His guest appearances have been a mixed bag as well. On rapper The Game’s 2011 track “Good Girls Go Bad,” Drake raps Who’s still getting tested?/Where’s all the women that still remember who they slept with? and a year later added to 2 Chainz’s “No Lie”:
She could have a Grammy, I still treat her a– like a nominee
Just need to know what that p—- like
So one time is fine with me.
Over the past couple of years, Drake has put out two mixtapes, a solo effort If You’re Reading This It’s Too Late, and What A Time To Be Alive with Future. His male chauvinism can be found on tracks “Legend,” “Energy” and “Madonna” and repeatedly calls a woman “ungrateful” for living her life without him on “Diamonds Dancing.” As writer Tahirah Hairston pointed out, Drake has also had questionable lyrics on “Wu-Tang Forever,” “Own It,” “Furthest Thing,” “I’m The Plug” and even notable feminist Beyoncé’s “Mine.”

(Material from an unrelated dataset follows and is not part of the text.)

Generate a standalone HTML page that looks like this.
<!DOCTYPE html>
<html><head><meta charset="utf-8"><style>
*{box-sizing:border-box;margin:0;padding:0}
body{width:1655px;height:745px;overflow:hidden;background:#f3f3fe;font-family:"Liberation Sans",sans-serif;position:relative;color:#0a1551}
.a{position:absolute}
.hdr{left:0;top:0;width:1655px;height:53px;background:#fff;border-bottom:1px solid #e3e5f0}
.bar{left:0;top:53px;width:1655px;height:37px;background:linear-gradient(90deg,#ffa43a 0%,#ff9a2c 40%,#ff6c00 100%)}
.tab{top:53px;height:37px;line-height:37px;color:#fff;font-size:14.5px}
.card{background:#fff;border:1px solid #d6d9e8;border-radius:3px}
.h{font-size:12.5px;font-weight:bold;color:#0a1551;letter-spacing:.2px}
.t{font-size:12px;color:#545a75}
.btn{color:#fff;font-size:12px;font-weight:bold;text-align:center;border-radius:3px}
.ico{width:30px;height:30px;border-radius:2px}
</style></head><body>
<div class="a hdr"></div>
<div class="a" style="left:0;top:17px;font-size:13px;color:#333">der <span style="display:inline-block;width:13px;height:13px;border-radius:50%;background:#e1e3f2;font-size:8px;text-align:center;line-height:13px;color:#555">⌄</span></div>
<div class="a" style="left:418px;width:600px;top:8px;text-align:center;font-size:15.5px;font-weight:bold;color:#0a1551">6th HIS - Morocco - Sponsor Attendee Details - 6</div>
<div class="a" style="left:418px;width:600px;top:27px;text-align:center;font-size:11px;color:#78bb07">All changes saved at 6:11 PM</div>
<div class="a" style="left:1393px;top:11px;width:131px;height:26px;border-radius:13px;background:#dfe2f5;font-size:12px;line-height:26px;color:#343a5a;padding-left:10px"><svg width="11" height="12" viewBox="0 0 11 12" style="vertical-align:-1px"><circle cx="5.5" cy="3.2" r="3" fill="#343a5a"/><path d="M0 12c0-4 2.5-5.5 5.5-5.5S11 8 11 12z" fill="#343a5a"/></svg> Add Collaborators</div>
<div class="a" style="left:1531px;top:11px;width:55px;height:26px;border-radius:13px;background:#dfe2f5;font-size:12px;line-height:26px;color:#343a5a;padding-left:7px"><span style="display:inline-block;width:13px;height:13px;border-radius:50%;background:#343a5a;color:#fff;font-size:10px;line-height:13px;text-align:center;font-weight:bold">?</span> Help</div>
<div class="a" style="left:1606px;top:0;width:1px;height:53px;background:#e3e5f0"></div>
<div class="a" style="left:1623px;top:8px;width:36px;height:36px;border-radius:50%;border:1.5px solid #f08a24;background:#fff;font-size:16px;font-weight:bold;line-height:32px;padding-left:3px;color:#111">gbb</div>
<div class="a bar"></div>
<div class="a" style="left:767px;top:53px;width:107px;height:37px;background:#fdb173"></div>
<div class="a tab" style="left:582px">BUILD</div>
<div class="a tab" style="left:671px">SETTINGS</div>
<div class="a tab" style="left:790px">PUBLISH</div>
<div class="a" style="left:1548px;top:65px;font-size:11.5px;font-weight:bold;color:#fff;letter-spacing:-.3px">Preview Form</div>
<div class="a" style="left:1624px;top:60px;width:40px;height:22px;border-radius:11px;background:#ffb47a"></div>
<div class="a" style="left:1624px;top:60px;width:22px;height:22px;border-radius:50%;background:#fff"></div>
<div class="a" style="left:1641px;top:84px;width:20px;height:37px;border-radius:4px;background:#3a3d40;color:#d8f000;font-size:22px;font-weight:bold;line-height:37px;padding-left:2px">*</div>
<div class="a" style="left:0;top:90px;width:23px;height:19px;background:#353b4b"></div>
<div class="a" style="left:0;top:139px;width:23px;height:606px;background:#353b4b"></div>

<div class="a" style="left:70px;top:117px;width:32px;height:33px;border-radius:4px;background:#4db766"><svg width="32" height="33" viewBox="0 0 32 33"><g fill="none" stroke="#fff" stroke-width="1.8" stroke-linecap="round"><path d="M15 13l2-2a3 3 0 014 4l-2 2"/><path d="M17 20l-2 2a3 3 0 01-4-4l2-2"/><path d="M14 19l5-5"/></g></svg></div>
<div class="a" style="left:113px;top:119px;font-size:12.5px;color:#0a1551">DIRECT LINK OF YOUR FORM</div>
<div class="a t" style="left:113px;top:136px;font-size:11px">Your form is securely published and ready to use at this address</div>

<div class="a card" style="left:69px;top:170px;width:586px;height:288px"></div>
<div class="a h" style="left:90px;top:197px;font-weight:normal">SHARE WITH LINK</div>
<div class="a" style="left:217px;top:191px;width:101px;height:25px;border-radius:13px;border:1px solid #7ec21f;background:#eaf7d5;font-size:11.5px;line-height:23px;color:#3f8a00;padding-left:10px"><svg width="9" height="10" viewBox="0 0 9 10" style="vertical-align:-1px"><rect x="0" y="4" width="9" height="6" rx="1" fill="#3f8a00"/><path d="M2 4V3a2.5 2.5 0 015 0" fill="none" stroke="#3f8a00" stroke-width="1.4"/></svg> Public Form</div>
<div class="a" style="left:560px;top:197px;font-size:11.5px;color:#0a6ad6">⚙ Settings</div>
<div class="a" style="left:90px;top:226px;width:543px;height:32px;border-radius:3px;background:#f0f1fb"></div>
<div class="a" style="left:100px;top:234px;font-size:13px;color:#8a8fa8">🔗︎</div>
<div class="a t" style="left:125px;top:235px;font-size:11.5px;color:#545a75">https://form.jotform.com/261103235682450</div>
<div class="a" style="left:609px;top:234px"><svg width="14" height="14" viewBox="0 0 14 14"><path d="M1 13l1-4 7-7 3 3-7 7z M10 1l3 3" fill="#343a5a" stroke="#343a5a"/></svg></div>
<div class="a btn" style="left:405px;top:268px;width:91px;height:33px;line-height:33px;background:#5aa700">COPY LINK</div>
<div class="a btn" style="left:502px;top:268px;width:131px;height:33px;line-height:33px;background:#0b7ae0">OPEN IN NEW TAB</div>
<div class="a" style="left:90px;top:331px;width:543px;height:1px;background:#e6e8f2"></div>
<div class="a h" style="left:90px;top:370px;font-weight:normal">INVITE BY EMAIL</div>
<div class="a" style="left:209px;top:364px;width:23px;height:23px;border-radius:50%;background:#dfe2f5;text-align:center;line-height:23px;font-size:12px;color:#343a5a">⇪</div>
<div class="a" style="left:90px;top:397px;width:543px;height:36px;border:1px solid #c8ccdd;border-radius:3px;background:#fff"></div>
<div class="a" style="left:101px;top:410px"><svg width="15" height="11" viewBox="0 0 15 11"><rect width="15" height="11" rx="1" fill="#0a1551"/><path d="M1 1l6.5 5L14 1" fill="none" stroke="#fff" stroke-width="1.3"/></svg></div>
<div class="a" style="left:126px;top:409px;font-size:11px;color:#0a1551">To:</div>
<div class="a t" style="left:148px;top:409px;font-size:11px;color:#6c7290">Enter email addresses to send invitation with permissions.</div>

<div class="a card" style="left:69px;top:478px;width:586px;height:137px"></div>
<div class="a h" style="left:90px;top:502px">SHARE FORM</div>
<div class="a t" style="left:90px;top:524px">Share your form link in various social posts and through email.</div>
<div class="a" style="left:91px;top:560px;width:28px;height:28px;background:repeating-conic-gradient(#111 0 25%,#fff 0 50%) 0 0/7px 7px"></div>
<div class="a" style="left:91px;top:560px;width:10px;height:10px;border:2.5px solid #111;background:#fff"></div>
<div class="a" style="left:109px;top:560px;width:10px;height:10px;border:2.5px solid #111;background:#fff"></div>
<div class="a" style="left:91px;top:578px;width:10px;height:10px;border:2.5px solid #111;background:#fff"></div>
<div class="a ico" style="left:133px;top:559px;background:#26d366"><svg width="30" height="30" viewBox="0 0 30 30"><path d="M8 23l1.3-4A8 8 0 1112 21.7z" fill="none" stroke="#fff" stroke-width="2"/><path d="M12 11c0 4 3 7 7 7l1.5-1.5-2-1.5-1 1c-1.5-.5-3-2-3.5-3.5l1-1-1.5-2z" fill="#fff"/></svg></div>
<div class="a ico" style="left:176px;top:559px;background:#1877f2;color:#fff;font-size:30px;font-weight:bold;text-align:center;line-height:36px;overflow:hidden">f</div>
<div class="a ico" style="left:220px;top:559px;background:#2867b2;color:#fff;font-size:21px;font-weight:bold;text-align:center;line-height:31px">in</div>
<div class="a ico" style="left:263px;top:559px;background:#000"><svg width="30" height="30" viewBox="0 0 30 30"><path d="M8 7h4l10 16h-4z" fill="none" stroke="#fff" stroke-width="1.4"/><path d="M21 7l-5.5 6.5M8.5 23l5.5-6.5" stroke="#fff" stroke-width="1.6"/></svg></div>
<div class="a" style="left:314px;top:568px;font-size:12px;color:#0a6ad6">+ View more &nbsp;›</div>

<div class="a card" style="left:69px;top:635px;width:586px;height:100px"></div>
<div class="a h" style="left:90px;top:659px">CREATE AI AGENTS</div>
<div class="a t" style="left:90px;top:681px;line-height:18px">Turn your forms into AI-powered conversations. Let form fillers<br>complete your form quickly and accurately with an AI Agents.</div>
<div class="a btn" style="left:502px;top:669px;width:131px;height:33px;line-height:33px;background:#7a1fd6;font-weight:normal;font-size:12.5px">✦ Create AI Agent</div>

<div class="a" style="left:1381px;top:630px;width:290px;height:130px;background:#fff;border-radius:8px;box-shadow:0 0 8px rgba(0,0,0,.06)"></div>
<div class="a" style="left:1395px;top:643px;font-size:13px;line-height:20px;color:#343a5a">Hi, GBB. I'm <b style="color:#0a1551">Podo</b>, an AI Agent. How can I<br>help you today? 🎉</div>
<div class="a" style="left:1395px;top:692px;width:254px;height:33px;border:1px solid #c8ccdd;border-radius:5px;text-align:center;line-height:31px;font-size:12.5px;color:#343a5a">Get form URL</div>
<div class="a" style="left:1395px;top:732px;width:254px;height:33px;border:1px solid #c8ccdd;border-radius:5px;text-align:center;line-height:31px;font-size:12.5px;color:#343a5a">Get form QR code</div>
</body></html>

Back in October, Drake released three tracks from his upcoming More Life album — “Fake Love,” “Sneakin’,” and “Two Birds, One Stone.” Looking solely at those tracks, it appears Drake has let up a little on his control, instead rapping about success, fake friends and his long list of haters. Even his appearance on labelmate Nicki Minaj’s diss to Remy Ma, “No Frauds,” he steers clear of trying to preserve women’s sanctity.

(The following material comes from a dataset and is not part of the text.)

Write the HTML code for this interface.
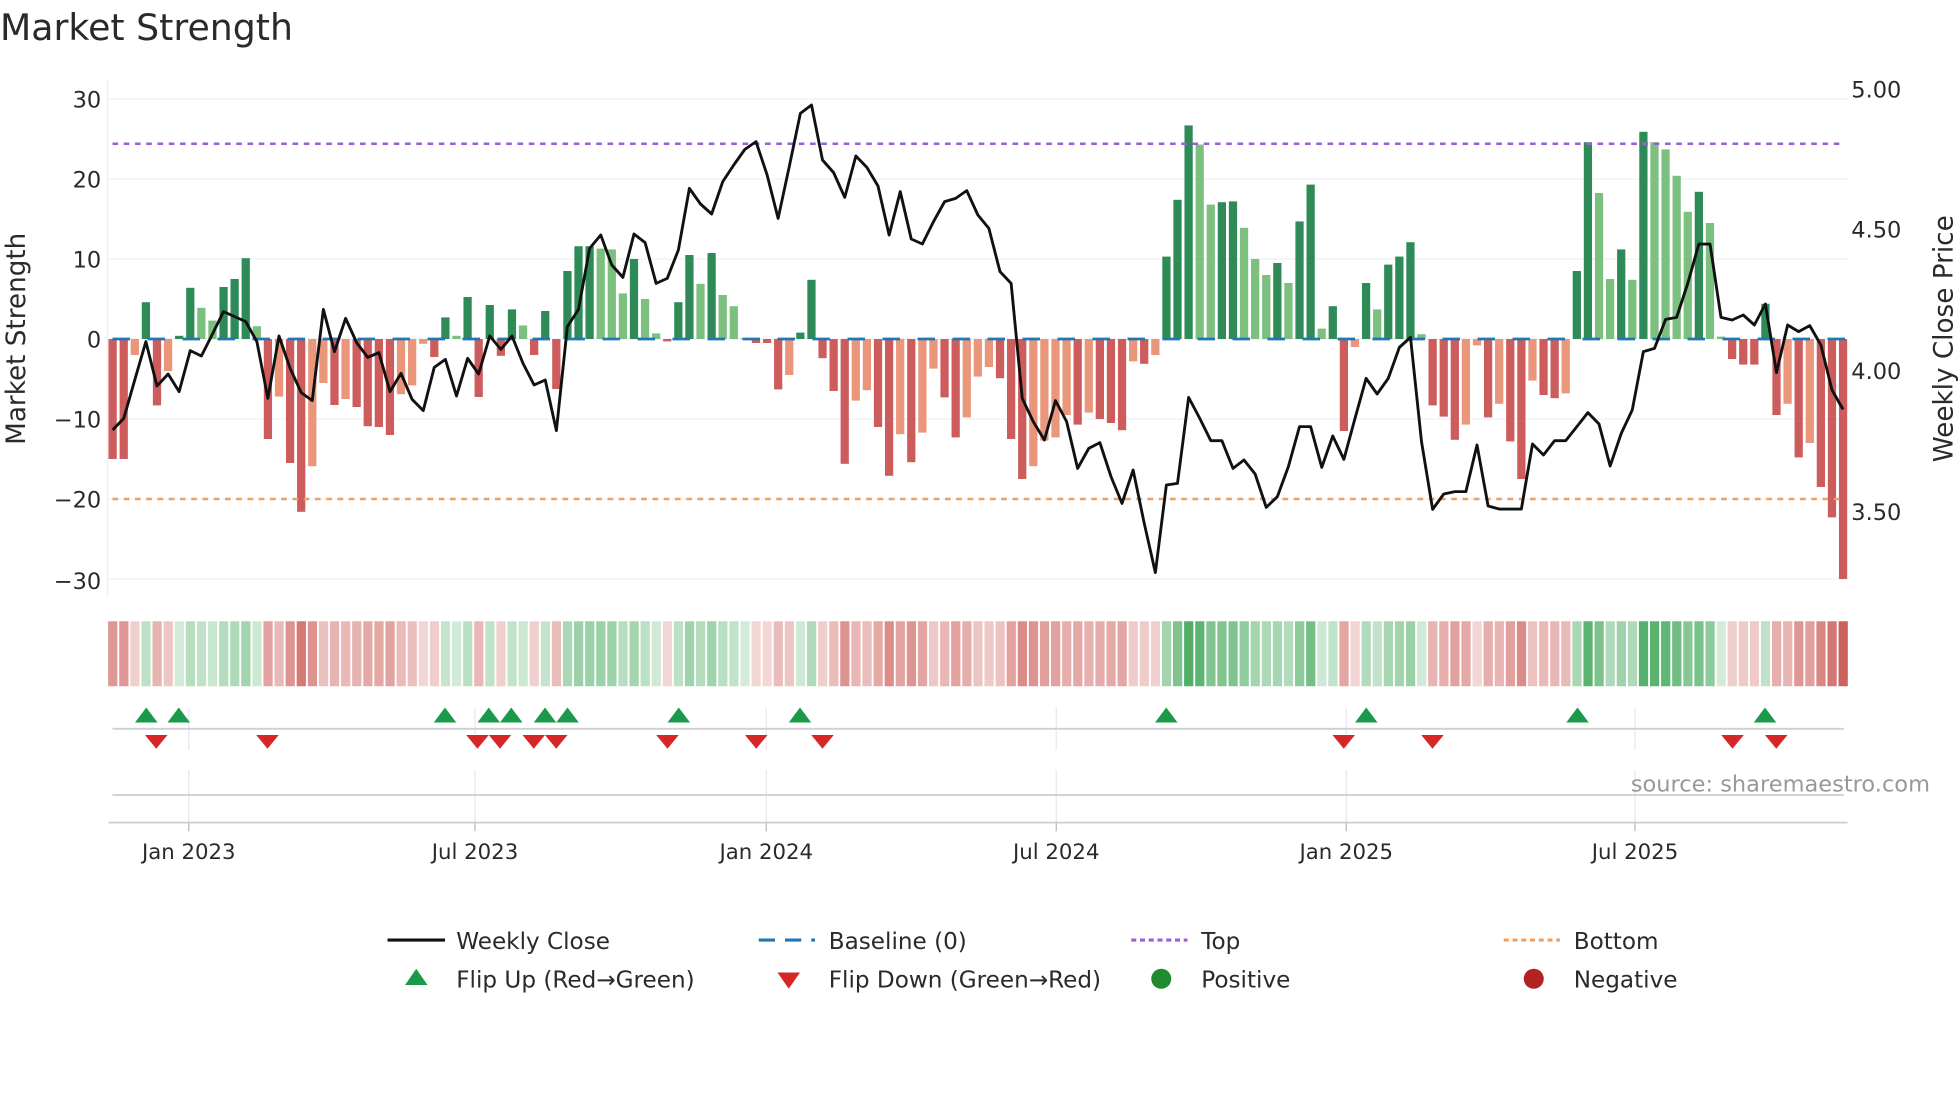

For nearly a decade now, Drake has wrapped up his alarming lyrics inside catchy, Instagram-caption-worthy choruses and tunes. The “light-skinned Keith Sweat” gets away with this because he carefully crafted a “nice guy” persona that deflects the criticism that, say, a 21 Savage, Kodak Black or the Migos would receive.
For many men, Drake’s attitudes reflect their own attitudes and desires, which in turn reflect a patriarchal society that views women as sexual objects meant to be gazed at. For women, they’ve had to deal with sexism in the arts since the beginning of time, so choosing to not enjoy an artist because of his views on sexuality would mean giving up on music all together. And at the end of the day, Drake is just that good at his job, unquestionably the most influential and popular musician in the business right now.
But Drake can still change. His lyrics paint the picture of a man who is constantly questioning himself, consistently trying to become a better person, whatever that entails. From So Far Gone to More Life — age 22 to 30 — he’s learned all the lessons life can teach, from whom to trust to what forms of happiness money and fame can buy. But it seems he’s yet to learn that women aren’t sexual objects. They’re human beings. If the only women of the world were all exactly like the women he seems to respect — his mother or Rihanna or Aaliyah or Serena Williams — we’d call him Aubrey the Riveter. But, they aren’t the only women who deserve his respect.
He knows that. But it begs the question: Does he care?